Maryland ACLU Sues State Police for Race Bias in Vehicle Searches
The Maryland chapter of the American Civil Liberties Union (ACLU) filed a federal class-action lawsuit in February charging that state police searches of black motorists are based on use of an illegal, racially discriminatory drug courier profile (Norris P. West, "ACLU Files Suit Against Md. Police: Race Bias Alleged in Vehicle Searches," The [Baltimore] Sun, 2/13/93, 1B).
Last year, the Maryland Court of Appeals ruled that state police could not use a drug-courier profile as cause to search motorists' vehicles. The ACLU charges that despite the ruling, state police continue to use a profile based on a young black man or men wearing expensive jewelry, driving expensive cars, wearing beepers, and carrying lists of telephone numbers. Police have denied using the profile.
The suit was triggered by a May 8 search of a car which had as a passenger 29-year-old Robert Wilkins, a black, Harvard Law School graduate who lives and works in Washington, D.C. Wilkins, his cousin, aunt and uncle were returning from a funeral when the car, a rental cadillac, was stopped for speeding on an interstate in Cumberland, Maryland.
Although the driver, Wilkins' cousin, Norman El-Amin, cooperated with the trooper who pulled them over, the trooper asked the El-Amin to sign a release consenting to a search.

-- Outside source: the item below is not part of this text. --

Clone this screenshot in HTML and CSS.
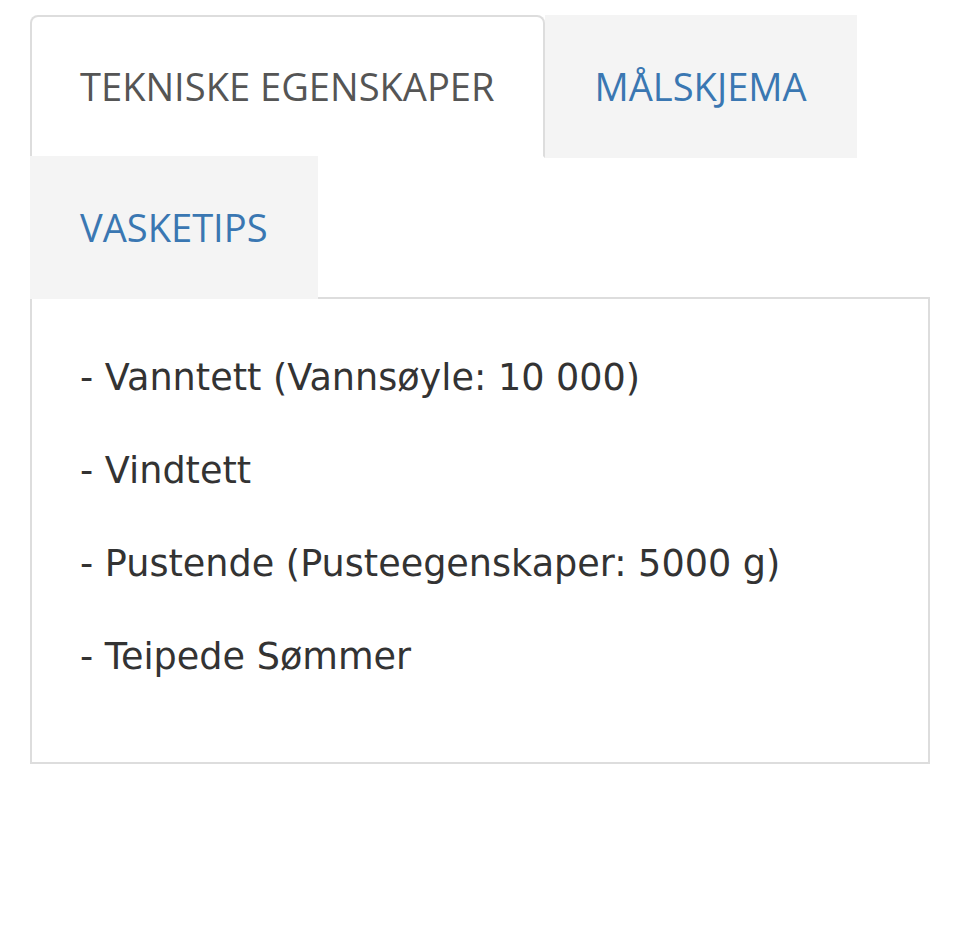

At this point, Wilkins identified himself as a lawyer and told the trooper that he had no right to search the vehicle unless he was arresting El-Amin. The trooper said that "if they had nothing to hide, then what was the problem?" Another trooper was called in, and the car was detained for 30 minutes until an Allegany sheriff's deputy arrived with a drug-sniffing German shepard. The occupants were forced to stand out in the rain while the dog sniffed the car and found nothing.
The ACLU has received more than 30 complaints over the last five years alleging similar illegal searches, and is currently seeking blacks who believe they have been illegally searched on state roads to join the class-action lawsuit, which requests unspecified damages. Defendants in the suit are the Maryland State Police, two troopers, an Allegany County sheriff's deputy, three Allegany commissioners, and Allegany County.